Banlieu es una palabra francesa que sirve para definir el extrarradio o la periferia de las grandes ciudades. Y si Àlex Ollé ha decidido actualizar el drama de Rodolfo y Mimí y llevarlo al siglo XXI estaba claro que tenía que cambiar la ubicación, porque Montmartre no es precisamente un barrio que puedan permitirse los artistas bohemios. El cambio de época, todo hay que decirlo, funciona bastante bien. Siempre hay el difícil encaje con lo que se dice y con partes del argumento -hoy en día no concebimos un enamoramiento instantáneo como el de la pareja protagonista- pero en general el resultado es plausible.

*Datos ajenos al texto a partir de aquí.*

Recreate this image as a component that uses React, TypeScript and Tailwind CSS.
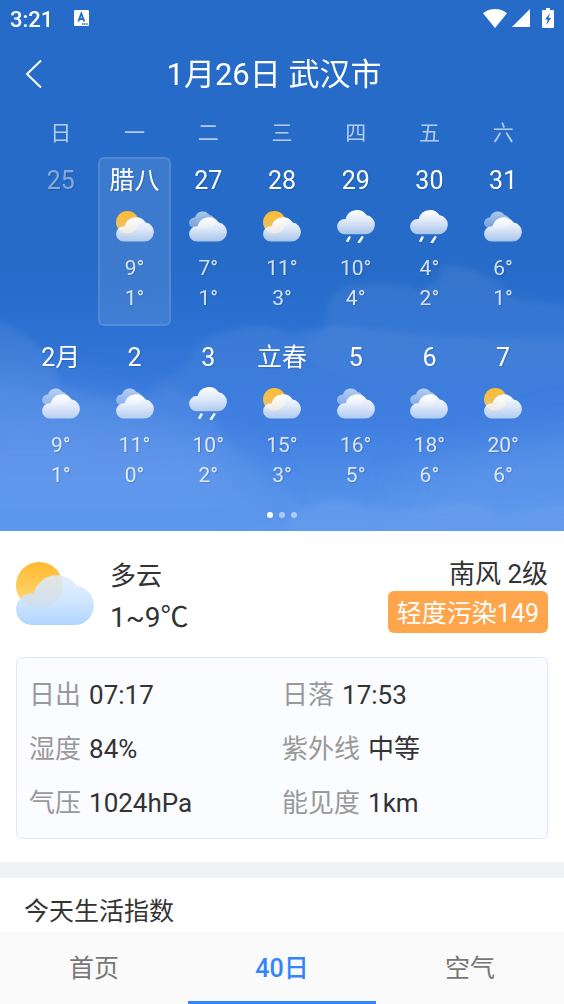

El primer acto y el último, con el enjambre de pisos al fondo, funcionan como tendría que ser. La escenografía de Alfons Flores, que no esconde la estructura ni el engaño visual, acaba siendo muy efectiva gracias al magnífico trabajo de iluminación de Urs Schönebaum. Pero, de todas formas, es el segundo acto el que llama más la atención, como ya es habitual en esta ópera. El mercado de Navidad (con sus manteros y sus tenderetes de mercadillo), la construcción del Café Momus, la banda de majorettes, el vendedor de globos con gorro de Papá Nöel, etc… Todo suma para generar el ambiente festivo y bullicioso que perseguía Puccini. Incluso la estructura horizontal y abarrotada del Café nos puede recordar las escenas corales de algunas películas de Blake Edwards… El resultado, efectivo y mágico. Sobre todo cuando suena el vals de Musetta y el teatro entero se transforma por la música del gran compositor italiano.
En el turno que me tocó, Giorgio Berrugui y Maria Teresa Leva asumieron los roles principales. Él fue ganando a medida que avanzaba la pieza, mientras que ella se mostró más segura en todo momento y destacó principalmente en los solos. Todos los amigos de Rodolfo tuvieron un resultado más que correcto, y Katerina Tretyakova fue la Musetta que todos esperábamos. El final del segundo acto fue de ella, como era de esperar.